SUPPLIED RECORDS:
-- BEGIN --
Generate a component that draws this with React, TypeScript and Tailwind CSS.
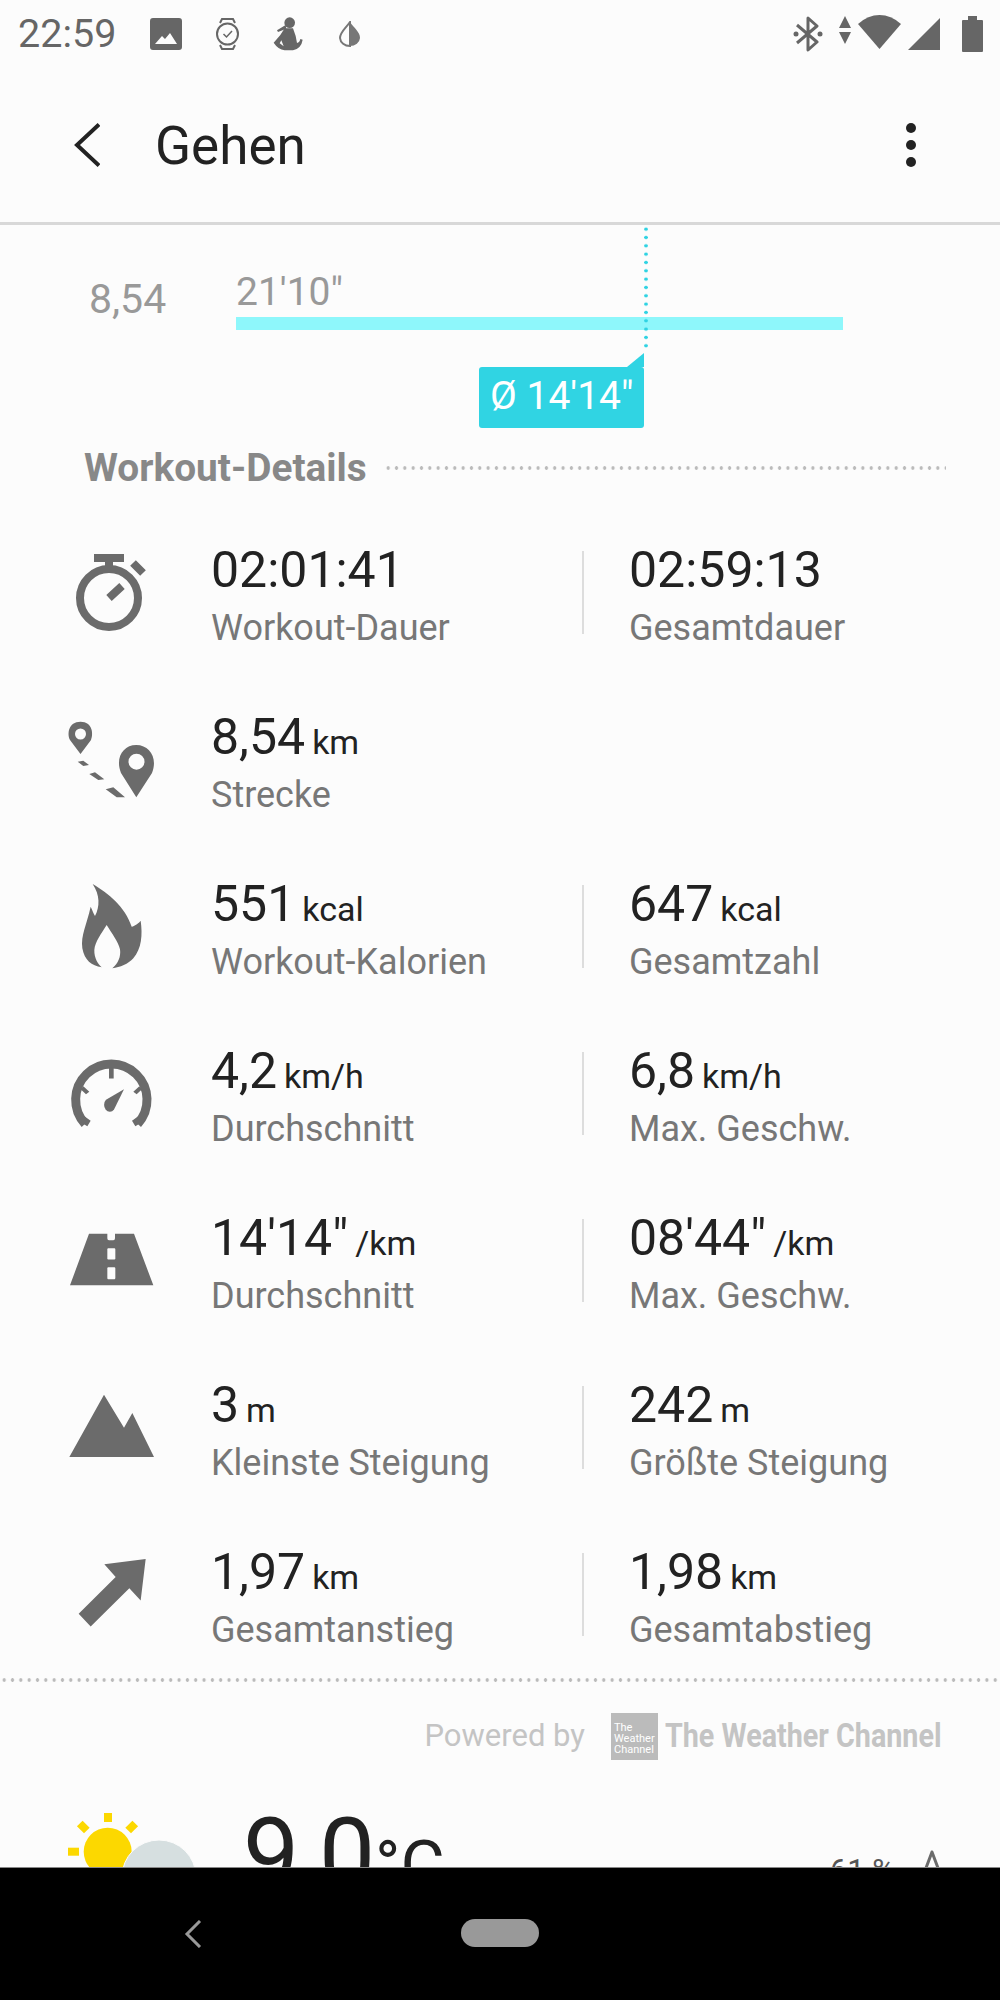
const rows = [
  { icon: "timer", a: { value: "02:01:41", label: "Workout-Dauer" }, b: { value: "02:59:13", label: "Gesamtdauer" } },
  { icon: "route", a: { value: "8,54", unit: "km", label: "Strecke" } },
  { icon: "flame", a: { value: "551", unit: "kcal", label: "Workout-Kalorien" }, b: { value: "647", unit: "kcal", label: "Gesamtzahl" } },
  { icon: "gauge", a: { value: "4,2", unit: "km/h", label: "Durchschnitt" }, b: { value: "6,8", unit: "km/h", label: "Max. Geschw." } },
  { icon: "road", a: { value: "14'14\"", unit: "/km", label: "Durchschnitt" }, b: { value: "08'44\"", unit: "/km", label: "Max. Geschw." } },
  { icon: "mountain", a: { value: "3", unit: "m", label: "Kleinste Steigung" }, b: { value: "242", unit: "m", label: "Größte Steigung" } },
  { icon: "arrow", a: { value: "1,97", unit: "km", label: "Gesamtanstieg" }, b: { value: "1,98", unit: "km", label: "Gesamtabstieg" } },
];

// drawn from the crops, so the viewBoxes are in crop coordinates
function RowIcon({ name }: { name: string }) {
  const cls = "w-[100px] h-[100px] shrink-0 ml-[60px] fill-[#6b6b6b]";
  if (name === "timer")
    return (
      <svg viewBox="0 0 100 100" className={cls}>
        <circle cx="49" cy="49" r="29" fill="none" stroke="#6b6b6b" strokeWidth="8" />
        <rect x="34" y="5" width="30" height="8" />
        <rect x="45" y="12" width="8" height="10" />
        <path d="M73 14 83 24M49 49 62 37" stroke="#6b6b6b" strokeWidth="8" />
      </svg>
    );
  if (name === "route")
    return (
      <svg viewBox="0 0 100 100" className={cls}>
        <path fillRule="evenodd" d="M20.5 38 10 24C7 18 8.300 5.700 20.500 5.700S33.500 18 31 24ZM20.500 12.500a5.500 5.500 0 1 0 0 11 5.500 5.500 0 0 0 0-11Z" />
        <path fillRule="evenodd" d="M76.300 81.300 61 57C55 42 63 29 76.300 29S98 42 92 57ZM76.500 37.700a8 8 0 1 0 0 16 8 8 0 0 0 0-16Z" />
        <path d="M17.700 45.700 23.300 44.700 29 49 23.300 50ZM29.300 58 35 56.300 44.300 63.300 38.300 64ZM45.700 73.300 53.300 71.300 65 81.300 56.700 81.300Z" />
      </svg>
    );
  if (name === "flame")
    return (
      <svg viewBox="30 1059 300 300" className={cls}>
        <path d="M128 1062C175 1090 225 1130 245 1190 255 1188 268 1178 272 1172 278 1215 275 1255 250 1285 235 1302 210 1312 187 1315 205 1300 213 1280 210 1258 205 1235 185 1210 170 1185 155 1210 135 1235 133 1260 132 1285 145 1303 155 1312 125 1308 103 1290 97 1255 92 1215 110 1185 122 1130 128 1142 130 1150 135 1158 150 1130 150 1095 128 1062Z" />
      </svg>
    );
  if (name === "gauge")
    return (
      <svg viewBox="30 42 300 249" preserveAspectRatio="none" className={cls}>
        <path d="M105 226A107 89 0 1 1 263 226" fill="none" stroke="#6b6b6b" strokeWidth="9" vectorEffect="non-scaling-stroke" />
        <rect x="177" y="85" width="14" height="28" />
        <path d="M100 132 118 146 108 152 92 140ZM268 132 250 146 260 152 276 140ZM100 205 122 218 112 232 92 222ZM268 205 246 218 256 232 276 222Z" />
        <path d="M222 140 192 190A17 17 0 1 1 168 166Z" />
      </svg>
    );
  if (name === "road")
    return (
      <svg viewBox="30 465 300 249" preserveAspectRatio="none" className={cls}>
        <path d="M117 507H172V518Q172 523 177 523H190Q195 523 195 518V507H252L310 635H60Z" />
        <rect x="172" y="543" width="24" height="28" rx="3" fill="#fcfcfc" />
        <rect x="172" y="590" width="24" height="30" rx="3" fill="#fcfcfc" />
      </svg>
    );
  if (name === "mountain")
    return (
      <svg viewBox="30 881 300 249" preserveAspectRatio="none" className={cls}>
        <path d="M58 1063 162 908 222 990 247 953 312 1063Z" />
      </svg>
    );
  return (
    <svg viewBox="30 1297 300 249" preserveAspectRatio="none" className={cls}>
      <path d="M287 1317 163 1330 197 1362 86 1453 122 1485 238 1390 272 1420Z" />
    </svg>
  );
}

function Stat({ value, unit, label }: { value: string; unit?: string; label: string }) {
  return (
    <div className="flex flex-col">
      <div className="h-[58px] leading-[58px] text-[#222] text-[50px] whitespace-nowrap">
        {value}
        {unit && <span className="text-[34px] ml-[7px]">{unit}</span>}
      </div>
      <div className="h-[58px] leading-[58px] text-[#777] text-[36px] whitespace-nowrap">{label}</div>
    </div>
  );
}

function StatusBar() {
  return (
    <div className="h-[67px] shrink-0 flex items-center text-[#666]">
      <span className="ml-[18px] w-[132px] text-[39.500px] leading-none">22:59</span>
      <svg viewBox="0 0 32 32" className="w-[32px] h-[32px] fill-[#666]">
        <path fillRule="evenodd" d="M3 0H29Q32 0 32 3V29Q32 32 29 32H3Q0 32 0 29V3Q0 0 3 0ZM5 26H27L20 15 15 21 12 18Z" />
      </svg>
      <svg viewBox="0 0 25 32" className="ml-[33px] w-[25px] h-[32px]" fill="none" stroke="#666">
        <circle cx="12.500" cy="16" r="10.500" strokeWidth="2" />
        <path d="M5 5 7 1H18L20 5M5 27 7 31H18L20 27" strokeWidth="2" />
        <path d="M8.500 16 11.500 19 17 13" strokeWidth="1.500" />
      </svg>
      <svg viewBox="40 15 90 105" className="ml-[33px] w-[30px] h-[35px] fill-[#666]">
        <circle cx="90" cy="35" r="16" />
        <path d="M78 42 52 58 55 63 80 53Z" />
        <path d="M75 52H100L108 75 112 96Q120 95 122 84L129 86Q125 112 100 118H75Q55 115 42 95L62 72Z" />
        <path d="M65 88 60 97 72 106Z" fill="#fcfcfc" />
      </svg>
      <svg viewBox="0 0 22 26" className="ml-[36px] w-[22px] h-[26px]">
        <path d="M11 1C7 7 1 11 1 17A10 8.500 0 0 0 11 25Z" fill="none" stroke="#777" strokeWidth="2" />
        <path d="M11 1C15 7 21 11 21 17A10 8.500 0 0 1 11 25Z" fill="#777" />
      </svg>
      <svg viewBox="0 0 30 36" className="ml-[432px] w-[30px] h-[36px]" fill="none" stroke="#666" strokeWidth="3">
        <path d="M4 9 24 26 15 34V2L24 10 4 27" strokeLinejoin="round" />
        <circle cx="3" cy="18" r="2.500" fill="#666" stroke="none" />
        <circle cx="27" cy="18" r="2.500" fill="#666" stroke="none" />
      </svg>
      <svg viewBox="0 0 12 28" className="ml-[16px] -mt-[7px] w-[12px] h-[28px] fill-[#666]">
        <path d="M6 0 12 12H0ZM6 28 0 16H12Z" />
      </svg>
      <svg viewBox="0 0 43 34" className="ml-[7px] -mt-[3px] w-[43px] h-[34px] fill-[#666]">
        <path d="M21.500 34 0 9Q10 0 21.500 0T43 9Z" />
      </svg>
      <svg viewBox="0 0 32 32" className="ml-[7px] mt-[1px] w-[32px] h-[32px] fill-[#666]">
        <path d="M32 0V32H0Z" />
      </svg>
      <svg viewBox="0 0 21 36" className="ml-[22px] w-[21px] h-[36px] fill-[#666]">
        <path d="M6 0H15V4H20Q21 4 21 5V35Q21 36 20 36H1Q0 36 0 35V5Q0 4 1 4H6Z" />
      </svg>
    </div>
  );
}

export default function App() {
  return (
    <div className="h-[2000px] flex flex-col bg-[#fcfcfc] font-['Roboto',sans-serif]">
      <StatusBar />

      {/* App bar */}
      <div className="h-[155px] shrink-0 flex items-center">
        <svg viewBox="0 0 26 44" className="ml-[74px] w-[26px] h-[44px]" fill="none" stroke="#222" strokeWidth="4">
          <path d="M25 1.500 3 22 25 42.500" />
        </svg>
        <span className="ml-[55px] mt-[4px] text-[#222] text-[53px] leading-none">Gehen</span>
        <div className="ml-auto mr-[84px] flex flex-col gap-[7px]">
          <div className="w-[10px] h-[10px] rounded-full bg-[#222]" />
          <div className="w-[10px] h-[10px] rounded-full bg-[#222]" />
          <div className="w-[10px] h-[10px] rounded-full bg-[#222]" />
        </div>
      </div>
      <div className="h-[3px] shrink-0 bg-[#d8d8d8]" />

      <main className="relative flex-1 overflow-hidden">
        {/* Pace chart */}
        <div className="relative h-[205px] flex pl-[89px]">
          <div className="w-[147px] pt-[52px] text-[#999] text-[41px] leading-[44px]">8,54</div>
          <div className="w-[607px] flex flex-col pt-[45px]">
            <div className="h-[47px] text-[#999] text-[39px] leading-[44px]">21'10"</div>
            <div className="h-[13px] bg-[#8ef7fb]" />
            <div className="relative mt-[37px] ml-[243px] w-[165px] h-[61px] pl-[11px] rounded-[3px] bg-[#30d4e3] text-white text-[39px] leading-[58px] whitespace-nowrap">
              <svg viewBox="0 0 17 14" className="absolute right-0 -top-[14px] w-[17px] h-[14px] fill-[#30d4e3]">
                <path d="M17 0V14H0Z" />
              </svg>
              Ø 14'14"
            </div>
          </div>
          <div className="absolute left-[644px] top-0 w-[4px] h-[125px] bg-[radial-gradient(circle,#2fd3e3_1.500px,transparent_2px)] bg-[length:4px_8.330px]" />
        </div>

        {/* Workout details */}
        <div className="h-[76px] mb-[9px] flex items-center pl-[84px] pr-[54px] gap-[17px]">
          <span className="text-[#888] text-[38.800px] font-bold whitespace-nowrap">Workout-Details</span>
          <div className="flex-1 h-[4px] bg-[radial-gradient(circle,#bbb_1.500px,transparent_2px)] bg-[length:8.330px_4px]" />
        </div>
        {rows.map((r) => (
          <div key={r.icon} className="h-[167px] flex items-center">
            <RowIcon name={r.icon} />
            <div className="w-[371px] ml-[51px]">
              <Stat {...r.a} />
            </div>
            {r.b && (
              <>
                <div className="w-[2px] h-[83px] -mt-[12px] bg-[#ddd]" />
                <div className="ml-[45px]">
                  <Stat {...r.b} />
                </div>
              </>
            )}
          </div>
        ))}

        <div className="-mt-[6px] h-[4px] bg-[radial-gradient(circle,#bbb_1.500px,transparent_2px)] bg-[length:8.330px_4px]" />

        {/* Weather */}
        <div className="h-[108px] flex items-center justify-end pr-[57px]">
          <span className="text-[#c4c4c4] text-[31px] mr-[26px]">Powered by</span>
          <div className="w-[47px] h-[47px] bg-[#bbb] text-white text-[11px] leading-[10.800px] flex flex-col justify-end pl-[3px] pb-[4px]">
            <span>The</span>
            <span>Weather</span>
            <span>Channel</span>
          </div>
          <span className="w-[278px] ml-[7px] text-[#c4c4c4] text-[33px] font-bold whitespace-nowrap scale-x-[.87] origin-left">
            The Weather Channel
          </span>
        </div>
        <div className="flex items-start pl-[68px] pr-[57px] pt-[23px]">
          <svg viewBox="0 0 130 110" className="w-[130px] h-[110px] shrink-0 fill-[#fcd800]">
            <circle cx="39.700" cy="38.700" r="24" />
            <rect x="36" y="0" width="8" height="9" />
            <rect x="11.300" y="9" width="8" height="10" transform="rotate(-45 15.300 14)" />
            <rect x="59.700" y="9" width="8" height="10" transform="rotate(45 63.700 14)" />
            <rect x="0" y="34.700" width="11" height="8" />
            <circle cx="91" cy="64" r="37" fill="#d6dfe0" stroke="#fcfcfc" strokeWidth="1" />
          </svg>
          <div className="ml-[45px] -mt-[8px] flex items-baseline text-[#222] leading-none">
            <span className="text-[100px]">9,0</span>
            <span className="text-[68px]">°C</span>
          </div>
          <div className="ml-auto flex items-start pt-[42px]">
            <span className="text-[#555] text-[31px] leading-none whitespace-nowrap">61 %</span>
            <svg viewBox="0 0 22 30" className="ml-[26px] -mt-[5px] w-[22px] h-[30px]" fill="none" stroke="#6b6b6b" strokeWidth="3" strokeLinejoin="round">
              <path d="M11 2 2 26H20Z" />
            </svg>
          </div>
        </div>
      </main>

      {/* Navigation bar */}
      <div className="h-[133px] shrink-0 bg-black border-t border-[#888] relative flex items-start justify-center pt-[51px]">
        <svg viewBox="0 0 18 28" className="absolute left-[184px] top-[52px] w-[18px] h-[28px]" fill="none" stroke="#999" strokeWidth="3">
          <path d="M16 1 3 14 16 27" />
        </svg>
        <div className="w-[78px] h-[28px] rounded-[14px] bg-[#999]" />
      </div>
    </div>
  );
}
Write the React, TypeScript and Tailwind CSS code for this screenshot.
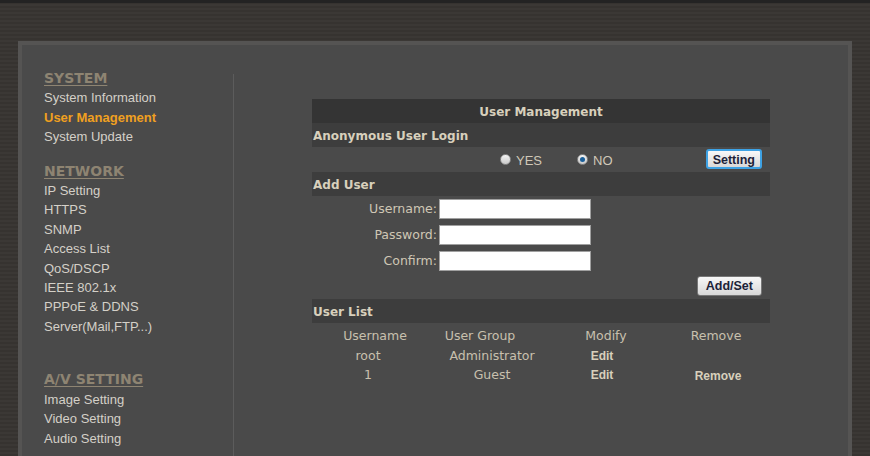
-- END --
DIRECTION: Return each line of the listing that holds the string "React".

SOLUTION BELOW:
Generate a component that draws this with React, TypeScript and Tailwind CSS.
Write the React, TypeScript and Tailwind CSS code for this screenshot.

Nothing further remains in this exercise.